Des milliers d’ouvrages ont été écrits sur son œuvre, des milliers de discussions et débats ouverts sur ses idées. J’en suis hélas bien inculte. Mais sans avoir la prétention ne fut-ce que de parcourir et de comprendre les 85 volumes des œuvres de la bibliothèque augustinienne (Desclée de Brouwer) il faut pour le moins découvrir les confessions. En d’autres temps, elles m’avaient rebuté, je n’étais pas allé assez loin. Or, avec un peu d’effort sur sa paresse, comment ne pas s’extasier devant l’expression d’une telle alliance de la foi et de l’intelligence ?
Entre lui et nous les siècles semblent n’avoir pas été. Fondamentalement rien d’anachronique, de passéiste. Augustin se souciait peu des modes de son époque et rien n’est donc démodé dans son propos, ni l’expression de ses sentiments, de ses recherches, de ses prières, ni celle de ses analyses d’une stupéfiante modernité de rigueur logique que ce soit sur les rapports du temps et du mouvement, sur la mémoire et bien sûr sur la création.
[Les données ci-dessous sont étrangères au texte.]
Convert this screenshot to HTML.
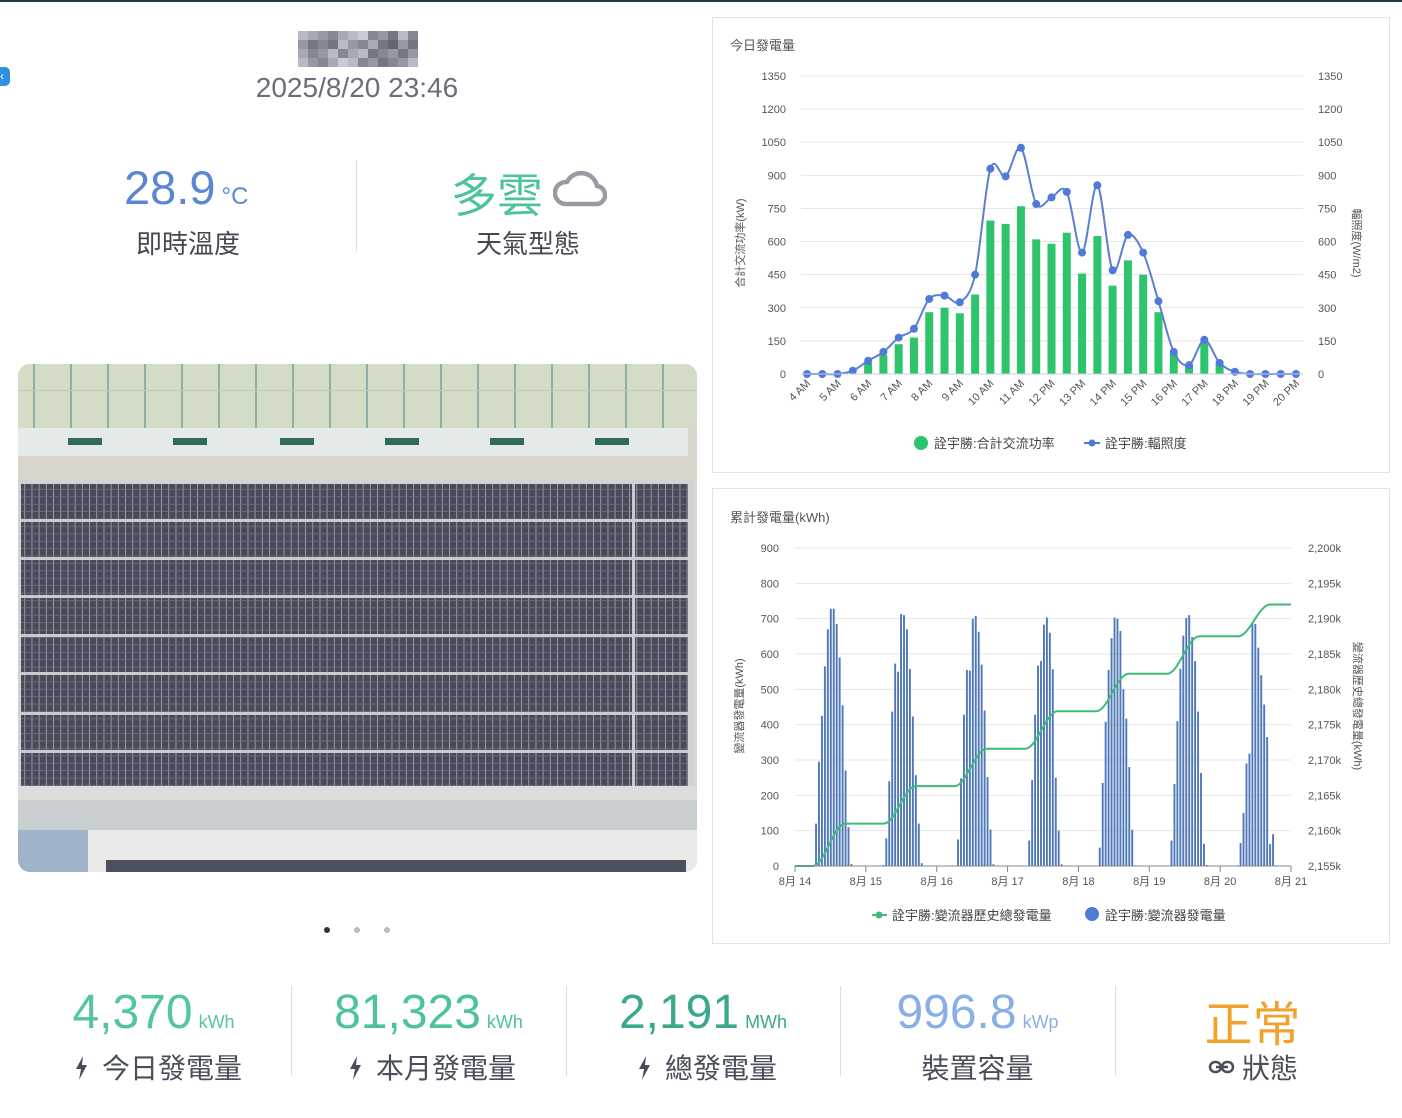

Mais bien sûr le plus important est dans son aventure intérieure, son ascension en Dieu que sans doute peuvent saisir les saints et les mystiques.
Mais lorsque, comme moi, l’on n’est ni saint ni mystique mais d’une vocation inférieure mais cependant nécessaire, celle de la défense de la cité, l’on ne peut que méditer ceci : si l’œuvre de Dieu chemine certes sans doute dans les pires effondrements politiques et sociaux, il n’en demeure pas moins que le génie d’Aristote précepteur d’Alexandre le Grand put s’épanouir grâce à Philippe de Macédoine, celui de Socrate et de Platon grâce à la cité grecque, celui d’Augustin grâce à la Rome de Cicéron, celui de saint Thomas dans l’édifice de la chrétienté politique.
Aussi se trompent-ils lourdement les catholiques qui, ne retenant que bien peu de saint Augustin, professeraient que le souci de la « cité de Dieu » dispenserait de celui de la cité des hommes.